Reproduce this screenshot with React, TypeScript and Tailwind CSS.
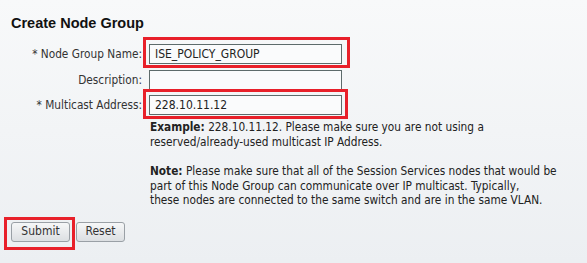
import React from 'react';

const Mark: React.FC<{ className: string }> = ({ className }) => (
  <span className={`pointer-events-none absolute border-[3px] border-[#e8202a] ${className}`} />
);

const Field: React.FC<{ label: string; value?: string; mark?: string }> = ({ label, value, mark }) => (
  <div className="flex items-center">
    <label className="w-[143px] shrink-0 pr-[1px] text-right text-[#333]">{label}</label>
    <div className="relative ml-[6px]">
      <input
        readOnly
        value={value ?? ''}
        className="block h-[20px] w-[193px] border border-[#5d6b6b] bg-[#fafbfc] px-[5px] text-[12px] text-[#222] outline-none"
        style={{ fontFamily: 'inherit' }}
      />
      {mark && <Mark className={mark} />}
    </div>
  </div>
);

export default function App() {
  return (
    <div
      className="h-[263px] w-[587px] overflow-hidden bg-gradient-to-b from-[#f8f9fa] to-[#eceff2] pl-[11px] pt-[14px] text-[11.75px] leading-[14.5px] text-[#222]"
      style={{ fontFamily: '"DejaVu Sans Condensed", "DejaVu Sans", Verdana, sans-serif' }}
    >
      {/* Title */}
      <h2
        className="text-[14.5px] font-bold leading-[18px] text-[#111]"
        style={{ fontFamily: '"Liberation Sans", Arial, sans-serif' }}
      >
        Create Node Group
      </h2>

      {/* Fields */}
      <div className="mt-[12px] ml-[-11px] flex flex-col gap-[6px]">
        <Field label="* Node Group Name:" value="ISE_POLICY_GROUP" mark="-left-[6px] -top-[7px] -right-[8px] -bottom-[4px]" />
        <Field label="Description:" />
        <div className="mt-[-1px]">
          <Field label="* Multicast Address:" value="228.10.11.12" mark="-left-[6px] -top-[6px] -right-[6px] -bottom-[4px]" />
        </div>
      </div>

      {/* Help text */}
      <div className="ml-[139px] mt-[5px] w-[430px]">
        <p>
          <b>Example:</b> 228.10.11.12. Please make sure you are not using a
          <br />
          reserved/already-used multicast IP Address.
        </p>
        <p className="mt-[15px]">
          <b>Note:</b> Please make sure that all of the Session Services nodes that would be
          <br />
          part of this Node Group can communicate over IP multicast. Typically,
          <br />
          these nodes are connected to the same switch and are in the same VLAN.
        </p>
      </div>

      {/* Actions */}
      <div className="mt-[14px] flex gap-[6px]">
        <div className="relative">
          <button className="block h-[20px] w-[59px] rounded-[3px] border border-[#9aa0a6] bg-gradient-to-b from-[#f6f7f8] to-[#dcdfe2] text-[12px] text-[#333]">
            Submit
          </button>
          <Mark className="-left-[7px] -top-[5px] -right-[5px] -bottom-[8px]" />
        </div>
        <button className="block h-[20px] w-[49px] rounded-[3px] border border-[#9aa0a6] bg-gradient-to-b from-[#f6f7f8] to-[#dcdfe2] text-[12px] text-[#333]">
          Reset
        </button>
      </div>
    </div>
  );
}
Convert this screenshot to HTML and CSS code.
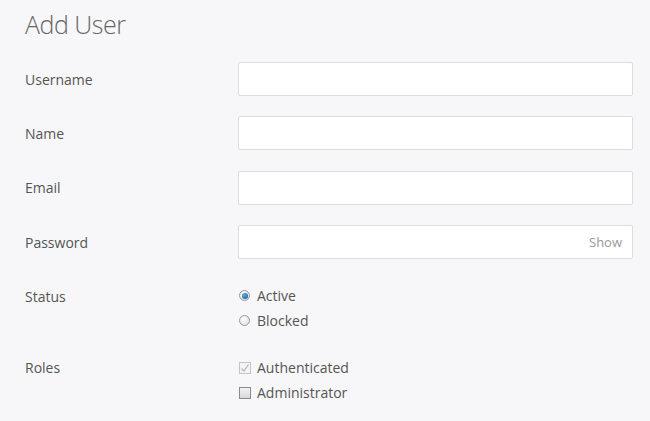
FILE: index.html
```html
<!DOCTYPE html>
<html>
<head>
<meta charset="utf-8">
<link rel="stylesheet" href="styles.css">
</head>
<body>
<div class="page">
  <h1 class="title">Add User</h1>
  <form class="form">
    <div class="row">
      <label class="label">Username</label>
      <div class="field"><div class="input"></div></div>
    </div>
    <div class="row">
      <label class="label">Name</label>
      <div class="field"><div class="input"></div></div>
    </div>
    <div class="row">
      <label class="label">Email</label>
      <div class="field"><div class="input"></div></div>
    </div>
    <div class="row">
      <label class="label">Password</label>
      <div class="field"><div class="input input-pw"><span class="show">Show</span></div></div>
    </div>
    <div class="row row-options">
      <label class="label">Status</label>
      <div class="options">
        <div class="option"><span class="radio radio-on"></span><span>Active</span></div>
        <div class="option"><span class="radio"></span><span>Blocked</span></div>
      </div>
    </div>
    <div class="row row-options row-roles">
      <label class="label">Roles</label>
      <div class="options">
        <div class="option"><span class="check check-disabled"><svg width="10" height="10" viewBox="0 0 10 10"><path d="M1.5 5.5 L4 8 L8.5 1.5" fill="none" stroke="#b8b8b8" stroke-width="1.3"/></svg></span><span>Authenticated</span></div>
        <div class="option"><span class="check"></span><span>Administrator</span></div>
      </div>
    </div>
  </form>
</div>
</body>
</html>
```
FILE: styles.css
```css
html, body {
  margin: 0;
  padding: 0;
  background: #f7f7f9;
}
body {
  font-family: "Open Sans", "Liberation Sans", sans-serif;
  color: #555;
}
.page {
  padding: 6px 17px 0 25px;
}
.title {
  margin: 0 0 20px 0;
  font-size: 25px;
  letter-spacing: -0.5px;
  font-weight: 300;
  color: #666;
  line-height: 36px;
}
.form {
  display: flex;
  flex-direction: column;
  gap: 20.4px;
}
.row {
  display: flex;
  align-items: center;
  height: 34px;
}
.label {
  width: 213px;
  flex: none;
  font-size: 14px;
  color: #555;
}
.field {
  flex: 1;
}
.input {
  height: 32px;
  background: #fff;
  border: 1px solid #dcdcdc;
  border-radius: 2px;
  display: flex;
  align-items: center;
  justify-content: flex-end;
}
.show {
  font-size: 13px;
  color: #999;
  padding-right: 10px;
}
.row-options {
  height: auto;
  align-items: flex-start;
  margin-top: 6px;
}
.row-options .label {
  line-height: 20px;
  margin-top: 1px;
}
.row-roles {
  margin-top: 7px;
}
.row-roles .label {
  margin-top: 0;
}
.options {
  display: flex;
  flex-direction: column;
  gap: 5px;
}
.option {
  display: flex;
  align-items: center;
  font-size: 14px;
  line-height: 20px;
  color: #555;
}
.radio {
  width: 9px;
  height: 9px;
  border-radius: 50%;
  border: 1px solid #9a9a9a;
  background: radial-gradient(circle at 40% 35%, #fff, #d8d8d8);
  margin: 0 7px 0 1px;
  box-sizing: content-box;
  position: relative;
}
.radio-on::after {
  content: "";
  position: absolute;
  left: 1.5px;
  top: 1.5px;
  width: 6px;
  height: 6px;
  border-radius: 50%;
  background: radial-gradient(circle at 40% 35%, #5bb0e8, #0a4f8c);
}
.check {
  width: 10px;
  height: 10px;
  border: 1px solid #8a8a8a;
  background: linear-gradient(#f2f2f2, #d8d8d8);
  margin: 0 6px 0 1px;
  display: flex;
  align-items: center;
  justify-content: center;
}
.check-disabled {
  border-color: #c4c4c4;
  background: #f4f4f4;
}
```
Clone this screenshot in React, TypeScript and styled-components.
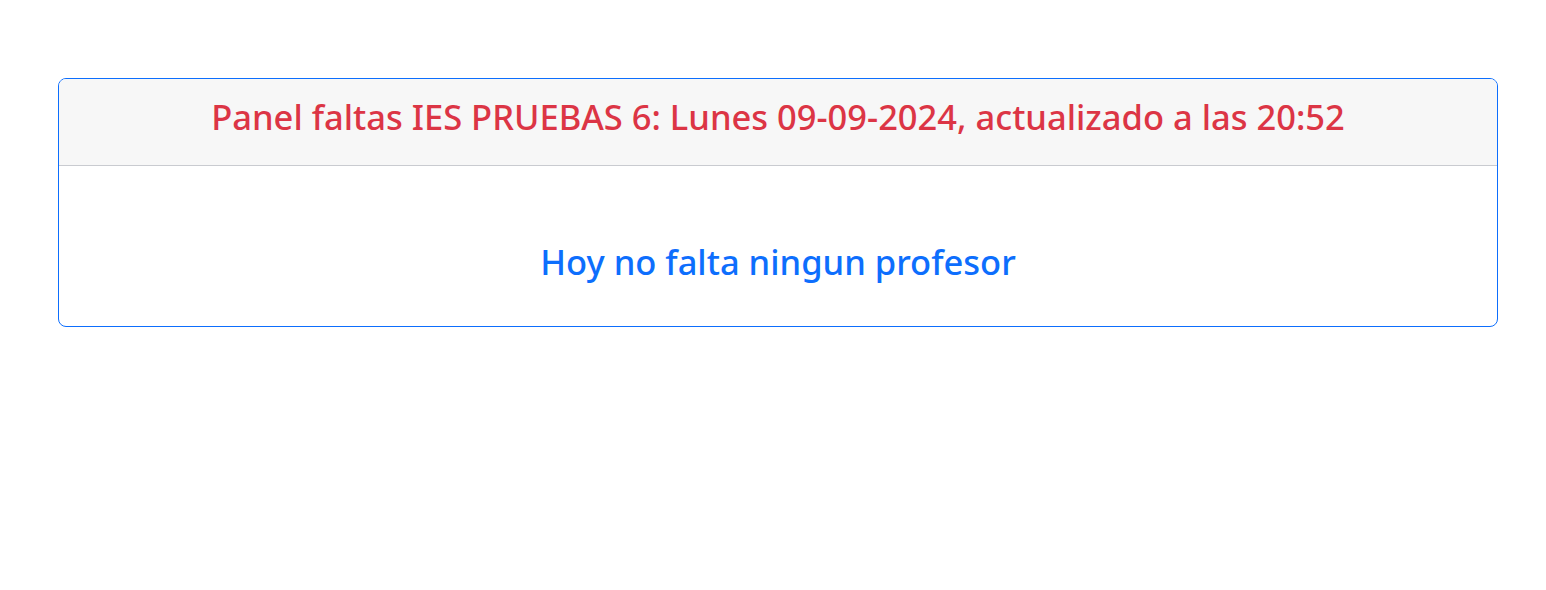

------------------------------

* _Exercise goal_:
All the records above need to be given again word for word. Skip the pictures.

* _Response_:
Reproduce this screenshot with React, TypeScript and Tailwind CSS.
import React from 'react';

const Mark: React.FC<{ className: string }> = ({ className }) => (
  <span className={`pointer-events-none absolute border-[3px] border-[#e8202a] ${className}`} />
);

const Field: React.FC<{ label: string; value?: string; mark?: string }> = ({ label, value, mark }) => (
  <div className="flex items-center">
    <label className="w-[143px] shrink-0 pr-[1px] text-right text-[#333]">{label}</label>
    <div className="relative ml-[6px]">
      <input
        readOnly
        value={value ?? ''}
        className="block h-[20px] w-[193px] border border-[#5d6b6b] bg-[#fafbfc] px-[5px] text-[12px] text-[#222] outline-none"
        style={{ fontFamily: 'inherit' }}
      />
      {mark && <Mark className={mark} />}
    </div>
  </div>
);

export default function App() {
  return (
    <div
      className="h-[263px] w-[587px] overflow-hidden bg-gradient-to-b from-[#f8f9fa] to-[#eceff2] pl-[11px] pt-[14px] text-[11.75px] leading-[14.5px] text-[#222]"
      style={{ fontFamily: '"DejaVu Sans Condensed", "DejaVu Sans", Verdana, sans-serif' }}
    >
      {/* Title */}
      <h2
        className="text-[14.5px] font-bold leading-[18px] text-[#111]"
        style={{ fontFamily: '"Liberation Sans", Arial, sans-serif' }}
      >
        Create Node Group
      </h2>

      {/* Fields */}
      <div className="mt-[12px] ml-[-11px] flex flex-col gap-[6px]">
        <Field label="* Node Group Name:" value="ISE_POLICY_GROUP" mark="-left-[6px] -top-[7px] -right-[8px] -bottom-[4px]" />
        <Field label="Description:" />
        <div className="mt-[-1px]">
          <Field label="* Multicast Address:" value="228.10.11.12" mark="-left-[6px] -top-[6px] -right-[6px] -bottom-[4px]" />
        </div>
      </div>

      {/* Help text */}
      <div className="ml-[139px] mt-[5px] w-[430px]">
        <p>
          <b>Example:</b> 228.10.11.12. Please make sure you are not using a
          <br />
          reserved/already-used multicast IP Address.
        </p>
        <p className="mt-[15px]">
          <b>Note:</b> Please make sure that all of the Session Services nodes that would be
          <br />
          part of this Node Group can communicate over IP multicast. Typically,
          <br />
          these nodes are connected to the same switch and are in the same VLAN.
        </p>
      </div>

      {/* Actions */}
      <div className="mt-[14px] flex gap-[6px]">
        <div className="relative">
          <button className="block h-[20px] w-[59px] rounded-[3px] border border-[#9aa0a6] bg-gradient-to-b from-[#f6f7f8] to-[#dcdfe2] text-[12px] text-[#333]">
            Submit
          </button>
          <Mark className="-left-[7px] -top-[5px] -right-[5px] -bottom-[8px]" />
        </div>
        <button className="block h-[20px] w-[49px] rounded-[3px] border border-[#9aa0a6] bg-gradient-to-b from-[#f6f7f8] to-[#dcdfe2] text-[12px] text-[#333]">
          Reset
        </button>
      </div>
    </div>
  );
}
Convert this screenshot to HTML and CSS code.
FILE: index.html
```html
<!DOCTYPE html>
<html>
<head>
<meta charset="utf-8">
<link rel="stylesheet" href="styles.css">
</head>
<body>
<div class="page">
  <h1 class="title">Add User</h1>
  <form class="form">
    <div class="row">
      <label class="label">Username</label>
      <div class="field"><div class="input"></div></div>
    </div>
    <div class="row">
      <label class="label">Name</label>
      <div class="field"><div class="input"></div></div>
    </div>
    <div class="row">
      <label class="label">Email</label>
      <div class="field"><div class="input"></div></div>
    </div>
    <div class="row">
      <label class="label">Password</label>
      <div class="field"><div class="input input-pw"><span class="show">Show</span></div></div>
    </div>
    <div class="row row-options">
      <label class="label">Status</label>
      <div class="options">
        <div class="option"><span class="radio radio-on"></span><span>Active</span></div>
        <div class="option"><span class="radio"></span><span>Blocked</span></div>
      </div>
    </div>
    <div class="row row-options row-roles">
      <label class="label">Roles</label>
      <div class="options">
        <div class="option"><span class="check check-disabled"><svg width="10" height="10" viewBox="0 0 10 10"><path d="M1.5 5.5 L4 8 L8.5 1.5" fill="none" stroke="#b8b8b8" stroke-width="1.3"/></svg></span><span>Authenticated</span></div>
        <div class="option"><span class="check"></span><span>Administrator</span></div>
      </div>
    </div>
  </form>
</div>
</body>
</html>
```
FILE: styles.css
```css
html, body {
  margin: 0;
  padding: 0;
  background: #f7f7f9;
}
body {
  font-family: "Open Sans", "Liberation Sans", sans-serif;
  color: #555;
}
.page {
  padding: 6px 17px 0 25px;
}
.title {
  margin: 0 0 20px 0;
  font-size: 25px;
  letter-spacing: -0.5px;
  font-weight: 300;
  color: #666;
  line-height: 36px;
}
.form {
  display: flex;
  flex-direction: column;
  gap: 20.4px;
}
.row {
  display: flex;
  align-items: center;
  height: 34px;
}
.label {
  width: 213px;
  flex: none;
  font-size: 14px;
  color: #555;
}
.field {
  flex: 1;
}
.input {
  height: 32px;
  background: #fff;
  border: 1px solid #dcdcdc;
  border-radius: 2px;
  display: flex;
  align-items: center;
  justify-content: flex-end;
}
.show {
  font-size: 13px;
  color: #999;
  padding-right: 10px;
}
.row-options {
  height: auto;
  align-items: flex-start;
  margin-top: 6px;
}
.row-options .label {
  line-height: 20px;
  margin-top: 1px;
}
.row-roles {
  margin-top: 7px;
}
.row-roles .label {
  margin-top: 0;
}
.options {
  display: flex;
  flex-direction: column;
  gap: 5px;
}
.option {
  display: flex;
  align-items: center;
  font-size: 14px;
  line-height: 20px;
  color: #555;
}
.radio {
  width: 9px;
  height: 9px;
  border-radius: 50%;
  border: 1px solid #9a9a9a;
  background: radial-gradient(circle at 40% 35%, #fff, #d8d8d8);
  margin: 0 7px 0 1px;
  box-sizing: content-box;
  position: relative;
}
.radio-on::after {
  content: "";
  position: absolute;
  left: 1.5px;
  top: 1.5px;
  width: 6px;
  height: 6px;
  border-radius: 50%;
  background: radial-gradient(circle at 40% 35%, #5bb0e8, #0a4f8c);
}
.check {
  width: 10px;
  height: 10px;
  border: 1px solid #8a8a8a;
  background: linear-gradient(#f2f2f2, #d8d8d8);
  margin: 0 6px 0 1px;
  display: flex;
  align-items: center;
  justify-content: center;
}
.check-disabled {
  border-color: #c4c4c4;
  background: #f4f4f4;
}
```
Clone this screenshot in React, TypeScript and styled-components.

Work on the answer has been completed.